Today, I’m all grinny, time-travelling to Thiruvananthapuram, circa 1995. Mammootty was at the Pankaj Hotel, attending one of those high-power film committees. I sent him a note for an appointment, and he sent back a missive that he’d be free at 4 pm, just an hour or so before catching a flight to Chennai, where he had shifted into a house, a feat of architecture made entirely of terra-cota, for a permanent base.

At the appointed hour, he was in the hotel room with his wife, Sulfath, who shot him withering glances. What if they missed the flight? He assured her that they wouldn’t, he had requested contacts at the airline to wait for him. To ease him up some more, I told him he’s looking good (which he infallibly does), in a light cotton shirt and hip-hugging jeans. “I know, I’m looking good,” he had retorted immodestly, “I’m watching my weight. Or you guys will write that I’m looking plumpy-plumpy.”

Oh, I shrugged, it’s not the kind of language we use. He darted me that poster-chameli-white-smile and waited for my first rather thoughtless question which was:

So how’s life, Mr. Mammootty?

Right now, it’s quite tense. Because my wife is feeling tense. Otherwise, life’s perfect. I was here to attend the meeting of AMMA  who is not my mother for your kind information. It’s an apex body of our Malayalam film industry. Some good decisions were made.

Like what?

That we’ll have our general body meeting in June. If you want to meet me again, make a program to be here next month. Or if you want to meet me tomorrow, make a programme to be in Chennai.

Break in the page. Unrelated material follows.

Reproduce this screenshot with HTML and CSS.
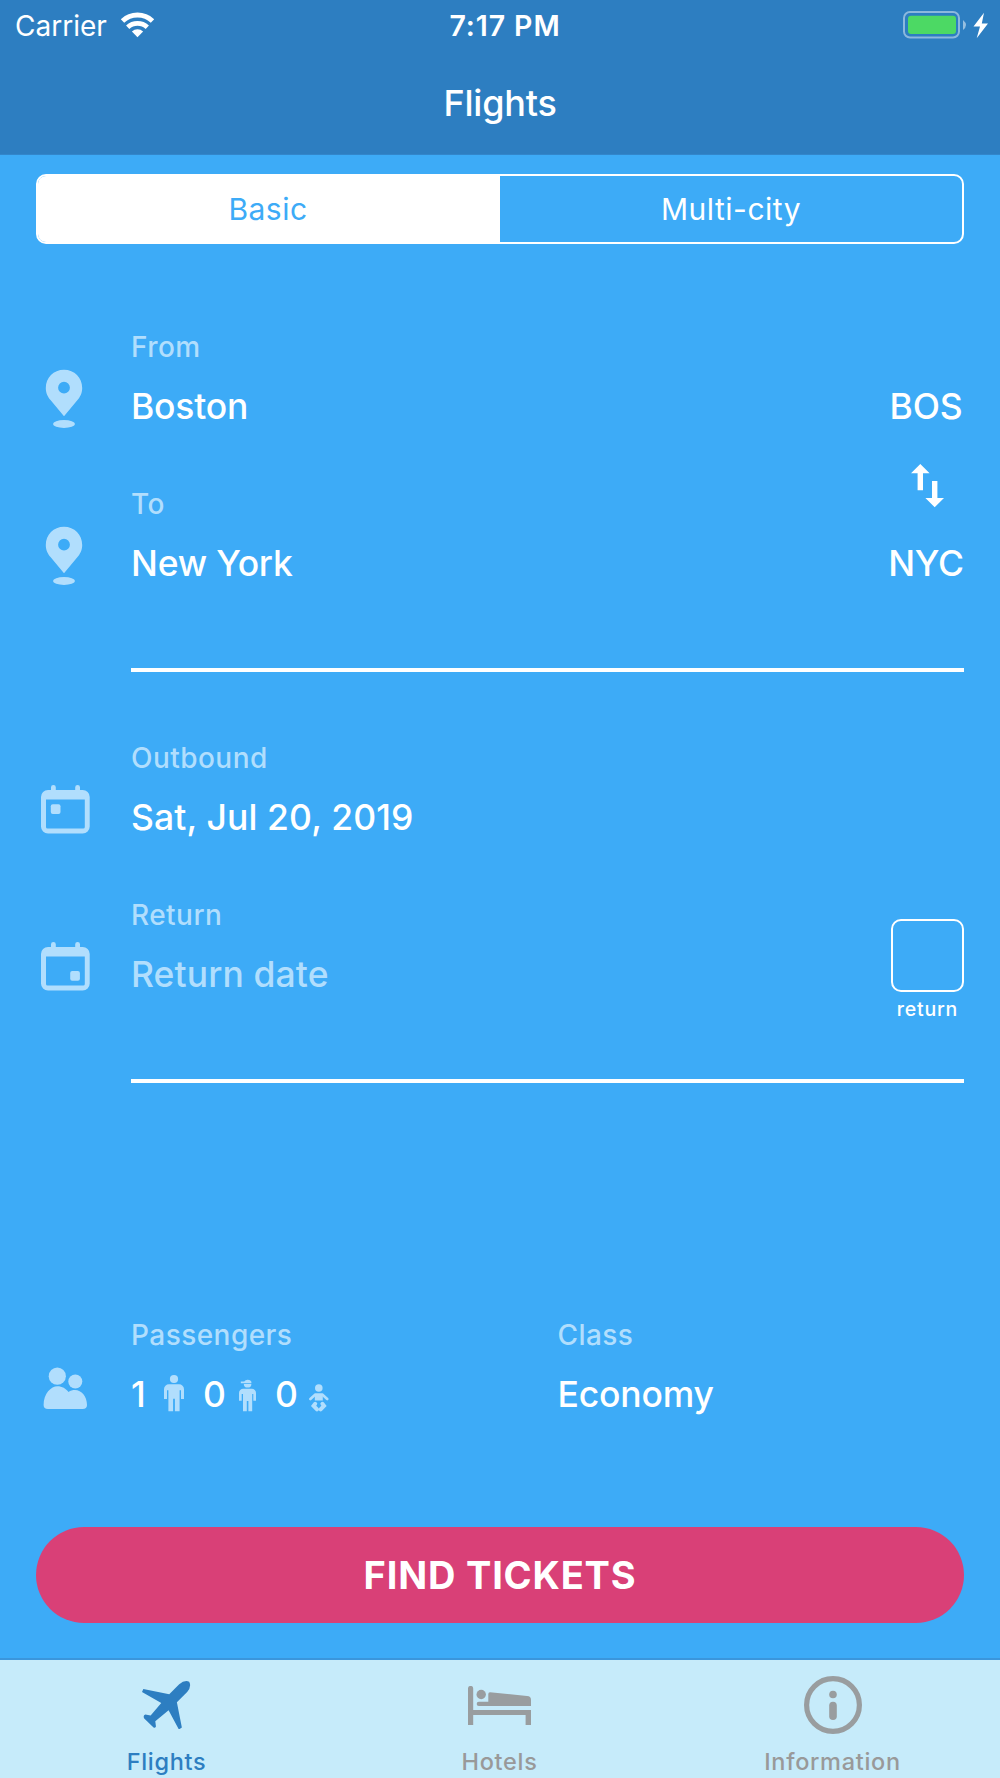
FILE: index.html
```html
<!DOCTYPE html>
<html lang="en">
<head>
  <meta charset="UTF-8">
  <meta name="viewport" content="width=device-width, initial-scale=1.0">
  <title>Flights</title>
  <link rel="stylesheet" href="styles.css">
</head>
<body>
  <header class="header">
    <div class="status-bar">
      <div class="status-left">
        <span class="carrier">Carrier</span>
        <svg class="wifi" width="35" height="26" viewBox="0 0 35 26">
          <path d="M2.5 9A22 22 0 0 1 32.5 9" fill="none" stroke="#fff" stroke-width="5"/>
          <path d="M7.7 15.2A14.4 14.4 0 0 1 27.3 15.2" fill="none" stroke="#fff" stroke-width="4.8"/>
          <path d="M17.5 25.3L11.9 19.4A8.5 8.5 0 0 1 23.1 19.4Z" fill="#fff"/>
        </svg>
      </div>
      <span class="clock">7:17 PM</span>
      <div class="status-right">
        <svg width="86" height="28" viewBox="0 0 86 28">
          <rect x="1" y="1" width="55" height="25.5" rx="6" fill="none" stroke="#fff" stroke-opacity=".45" stroke-width="2"/>
          <rect x="5" y="4.7" width="48" height="18.3" rx="3" fill="#4cd964"/>
          <path d="M60 9Q66 14 60 19Z" fill="#fff" fill-opacity=".5"/>
          <path d="M81 1.7L70.5 15.5H77L73.7 27.3L85 12.5H78.8Z" fill="#fff"/>
        </svg>
      </div>
    </div>
    <h1 class="title">Flights</h1>
  </header>

  <main class="content">
    <div class="segmented">
      <button class="segment active">Basic</button>
      <button class="segment">Multi-city</button>
    </div>

    <section class="group places">
      <div class="rows">
        <div class="row">
          <svg class="row-icon" viewBox="0 0 64 64">
            <path fill-rule="evenodd" d="M28 2.7C17.5 2.7 9.8 10.8 9.8 20.9C9.8 26.5 12 29.8 14.5 33L28 49.3L41.5 33C44 29.8 46.2 26.5 46.2 20.9C46.2 10.8 38.5 2.7 28 2.7ZM28 14.8A5.9 5.9 0 1 1 28 26.6A5.9 5.9 0 1 1 28 14.8Z"/>
            <ellipse cx="28" cy="57" rx="11" ry="3.9"/>
          </svg>
          <div class="field">
            <span class="label">From</span>
            <span class="value">Boston</span>
          </div>
        </div>
        <div class="row">
          <svg class="row-icon" viewBox="0 0 64 64">
            <path fill-rule="evenodd" d="M28 2.7C17.5 2.7 9.8 10.8 9.8 20.9C9.8 26.5 12 29.8 14.5 33L28 49.3L41.5 33C44 29.8 46.2 26.5 46.2 20.9C46.2 10.8 38.5 2.7 28 2.7ZM28 14.8A5.9 5.9 0 1 1 28 26.6A5.9 5.9 0 1 1 28 14.8Z"/>
            <ellipse cx="28" cy="57" rx="11" ry="3.9"/>
          </svg>
          <div class="field">
            <span class="label">To</span>
            <span class="value">New York</span>
          </div>
        </div>
      </div>
      <div class="codes">
        <span class="code">BOS</span>
        <svg class="swap" width="34" height="44" viewBox="0 0 34 44">
          <path d="M9.3 0L18.6 9.3H12V26.3H6.6V9.3H0Z"/>
          <path d="M23.7 43.3L14.4 34H21V17H26.4V34H33Z"/>
        </svg>
        <span class="code">NYC</span>
      </div>
    </section>

    <hr class="line">

    <section class="group dates">
      <div class="rows">
        <div class="row">
          <svg class="row-icon" viewBox="0 0 64 64">
            <path fill-rule="evenodd" d="M12 13H15V10.3A2.4 2.4 0 0 1 19.8 10.3V13H39.2V10.3A2.4 2.4 0 0 1 44 10.3V13H46.7A7 7 0 0 1 53.7 20V49.5A7 7 0 0 1 46.7 56.5H12A7 7 0 0 1 5 49.5V20A7 7 0 0 1 12 13ZM10 22.5V50A1.5 1.5 0 0 0 11.5 51.5H47.3A1.5 1.5 0 0 0 48.8 50V22.5Z"/>
            <rect x="14.8" y="27.3" width="9.7" height="9.7" rx="2"/>
          </svg>
          <div class="field">
            <span class="label">Outbound</span>
            <span class="value date">Sat, Jul 20, 2019</span>
          </div>
        </div>
        <div class="row">
          <svg class="row-icon" viewBox="0 0 64 64">
            <path fill-rule="evenodd" d="M12 13H15V10.3A2.4 2.4 0 0 1 19.8 10.3V13H39.2V10.3A2.4 2.4 0 0 1 44 10.3V13H46.7A7 7 0 0 1 53.7 20V49.5A7 7 0 0 1 46.7 56.5H12A7 7 0 0 1 5 49.5V20A7 7 0 0 1 12 13ZM10 22.5V50A1.5 1.5 0 0 0 11.5 51.5H47.3A1.5 1.5 0 0 0 48.8 50V22.5Z"/>
            <rect x="34.2" y="37" width="9.7" height="9.7" rx="2"/>
          </svg>
          <div class="field">
            <span class="label">Return</span>
            <span class="value date placeholder">Return date</span>
          </div>
        </div>
      </div>
      <div class="return-toggle">
        <span class="checkbox"></span>
        <span class="checkbox-label">return</span>
      </div>
    </section>

    <hr class="line">

    <section class="group details">
      <div class="row passengers">
        <svg class="row-icon" viewBox="0 0 64 64">
          <circle cx="21.3" cy="21.2" r="8.6"/>
          <circle cx="39.3" cy="26.5" r="7"/>
          <path d="M12 54C9 54 7.6 52.7 7.6 50C7.6 38.5 15 31.2 21.5 31.2C26 31.2 30 33.5 32.5 37C34.5 35.6 36.7 35 39 35C45.5 35 51 41.5 51 50C51 52.7 49.5 54 46.5 54Z"/>
        </svg>
        <div class="field">
          <span class="label">Passengers</span>
          <div class="value counts">
            <span>1</span>
            <svg width="20" height="44" viewBox="0 0 20 44">
              <circle cx="10" cy="7" r="4.1"/>
              <path d="M5 12.3H15A5 5 0 0 1 20 17.3V27H17V18.3H15.6V39.2H10.9V26.7H9.1V39.2H4.4V18.3H3V27H0V17.3A5 5 0 0 1 5 12.3Z"/>
            </svg>
            <span>0</span>
            <svg width="20" height="44" viewBox="0 0 20 44">
              <path d="M5.2 9.4A4 3.4 0 0 1 12.4 9.8V11.2H1.8V9.4Z"/>
              <path d="M4.8 11.9H12.4A3.8 3.7 0 0 1 4.8 11.9Z"/>
              <path d="M4.2 16.7H12.8A4.2 4.2 0 0 1 17 20.9V28.7H14.3V21.9H13.2V39.2H9.4V29H7.8V39.2H4V21.9H2.7V28.7H0V20.9A4.2 4.2 0 0 1 4.2 16.7Z"/>
            </svg>
            <span>0</span>
            <svg width="20" height="44" viewBox="0 0 20 44">
              <circle cx="9.8" cy="16" r="3.8"/>
              <path d="M1.4 27L6 22.7H13.6L18.2 27" class="limb"/>
              <path d="M5.8 21.5H13.8V28.5H5.8Z"/>
              <path d="M6.2 31.8L4.6 33.8L8 37.4M13.4 31.8L15 33.8L11.6 37.4" class="leg"/>
            </svg>
          </div>
        </div>
      </div>
      <div class="field">
        <span class="label">Class</span>
        <span class="value">Economy</span>
      </div>
    </section>

    <button class="find-button">FIND TICKETS</button>
  </main>

  <nav class="tab-bar">
    <a class="tab active">
      <span class="tab-icon">
        <svg width="48.5" height="48.5" viewBox="0 0 146 146">
          <path d="M4 24L82 40L112 10Q128 -4 142 2Q150 16 136 33L105 64L120 140L111 146L80 88L40 121L42 137Q39 143 34 139L6 112Q3 103 10 101L26 104L58 66L0 33Z"/>
        </svg>
      </span>
      <span class="tab-label">Flights</span>
    </a>
    <a class="tab">
      <span class="tab-icon">
        <svg width="63" height="39" viewBox="0 0 63 39">
          <path d="M0 39V2.5A2.6 2.6 0 0 1 5.2 2.5V24H63V39H57.6V29H5.2V39Z"/>
          <circle cx="13.2" cy="8.5" r="4.7"/>
          <path d="M10.8 15.8H20.3V8A1.7 1.7 0 0 1 22 6.3L59 10A4 4 0 0 1 63 14V20H10.8A2.1 2.1 0 0 1 10.8 15.8Z"/>
        </svg>
      </span>
      <span class="tab-label">Hotels</span>
    </a>
    <a class="tab">
      <span class="tab-icon">
        <svg width="58" height="58" viewBox="0 0 58 58">
          <circle cx="29" cy="29" r="26.4" fill="none" stroke="#999d9f" stroke-width="5.2"/>
          <circle cx="29" cy="18.5" r="3.8"/>
          <rect x="25.2" y="25.7" width="7.6" height="18.3" rx="3.8"/>
        </svg>
      </span>
      <span class="tab-label">Information</span>
    </a>
  </nav>
</body>
</html>
```

FILE: styles.css
```css
* {
  box-sizing: border-box;
}
body {
  margin: 0;
  width: 1000px;
  height: 1778px;
  display: flex;
  flex-direction: column;
  overflow: hidden;
  font-family: Inter, "Liberation Sans", sans-serif;
  background: #3dabf7;
  color: #fff;
}
svg {
  display: block;
}
button {
  font-family: inherit;
  border: none;
  padding: 0;
}

/* header */
.header {
  height: 155px;
  background: #2d7ec1;
  border-bottom: 1px solid #3286cb;
}
.status-bar {
  height: 50px;
  display: grid;
  grid-template-columns: 1fr auto 1fr;
  padding: 0 11px 0 15px;
  font-size: 28px;
  line-height: 52px;
}
.status-left {
  display: flex;
  gap: 13px;
}
.wifi {
  margin-top: 12px;
}
.clock {
  font-size: 28.5px;
  font-weight: 600;
  letter-spacing: 0.9px;
  padding-left: 6px;
}
.status-right {
  display: flex;
  justify-content: flex-end;
  padding-top: 10.5px;
}
.title {
  margin: 31px 0 0;
  font-size: 36px;
  line-height: 44px;
  font-weight: 500;
  letter-spacing: -0.2px;
  text-align: center;
}

/* form */
.content {
  flex: 1;
  padding: 19px 36px 0;
}
.segmented {
  display: flex;
  height: 70px;
  border: 2px solid #fff;
  border-radius: 10px;
  overflow: hidden;
}
.segment {
  width: 50%;
  font-size: 30px;
  letter-spacing: 0.5px;
  color: #fff;
  background: transparent;
}
.segment.active {
  padding-right: 2px;
  color: #3dabf7;
  background: #fff;
}
.group {
  display: flex;
}
.places {
  margin-top: 83px;
}
.dates {
  margin-top: 65.5px;
}
.details {
  margin-top: 232.5px;
}
.rows {
  flex: 1;
}
.row {
  display: flex;
  height: 157px;
}
.row-icon {
  width: 64px;
  height: 64px;
  margin: 39.5px 31px 0 0;
  fill: #b1defd;
}
.field {
  display: flex;
  flex-direction: column;
  gap: 17px;
}
.label {
  font-size: 28px;
  line-height: 40px;
  font-weight: 450;
  letter-spacing: 0.45px;
  color: #b1defd;
}
.value {
  font-size: 35.5px;
  line-height: 46px;
  font-weight: 450;
  letter-spacing: -0.2px;
}
.date {
  letter-spacing: 0.1px;
}
.placeholder {
  color: #b1defd;
}
.codes {
  width: 73px;
  padding-top: 57px;
  display: flex;
  flex-direction: column;
  align-items: center;
}
.code {
  font-size: 35.5px;
  line-height: 46px;
  font-weight: 450;
  letter-spacing: -0.2px;
  padding-right: 3px;
}
.swap {
  margin: 34px 0 33px;
  fill: #fff;
}
.return-toggle {
  width: 73px;
  padding-top: 181.5px;
  display: flex;
  flex-direction: column;
  align-items: center;
}
.checkbox {
  width: 73px;
  height: 73px;
  border: 2px solid #fff;
  border-radius: 10px;
}
.checkbox-label {
  margin-top: 4px;
  font-size: 19.5px;
  line-height: 26px;
  font-weight: 450;
  letter-spacing: 0.8px;
}
.line {
  margin: 27px 0 0 94.5px;
  height: 4px;
  border: none;
  background: #fff;
}
.passengers {
  width: 521.5px;
}
.counts {
  display: grid;
  grid-template-columns: 33px 39px 36px 36px 34px 20px;
  fill: #b1defd;
}
.limb,
.leg {
  fill: none;
  stroke: #b1defd;
  stroke-width: 2.6;
  stroke-linecap: round;
}
.leg {
  stroke-width: 4;
}
.find-button {
  display: block;
  width: 100%;
  height: 96px;
  margin-top: 55px;
  border-radius: 48px;
  background: #d94077;
  color: #fff;
  font-size: 38px;
  font-weight: 700;
  letter-spacing: 0.8px;
}

/* tab bar */
.tab-bar {
  height: 120px;
  display: flex;
  border-top: 2px solid #3b96dc;
  background: #c6ebfa;
  padding: 16px 1px 0 0;
}
.tab {
  flex: 1;
  display: flex;
  flex-direction: column;
  align-items: center;
  color: #999;
  fill: #999d9f;
}
.tab.active {
  color: #2d7ec1;
  fill: #2d7ec1;
}
.tab-icon {
  height: 58px;
  display: flex;
  align-items: center;
}
.tab-label {
  margin-top: 12px;
  font-size: 23.5px;
  line-height: 31px;
  font-weight: 450;
  letter-spacing: 0.7px;
}
```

Why should I want to meet you again and again? Get serious.

Because, admit it, you do. By the way, I’m not a serious man - though I’m a serious actor.

Were there fireworks at the meeting today?

No, why should there be fireworks? Everything went smoothly. We only light firecrackers during Diwali.

Why don’t you come more often to Bombay these days?

You pay for my airfare – to and fro, and hotel stay, and I’ll come. Some room service and pick-up from the airport and drop back also, please.

But you’re a rich man.

I know but I don’t believe in wasting a rupee. Tomorrow if I become a pauper, you won’t even buy me a cup of tea.

I promise you I’ll buy you several cups of tea.

What! You don’t look as if you’d be able to afford it.  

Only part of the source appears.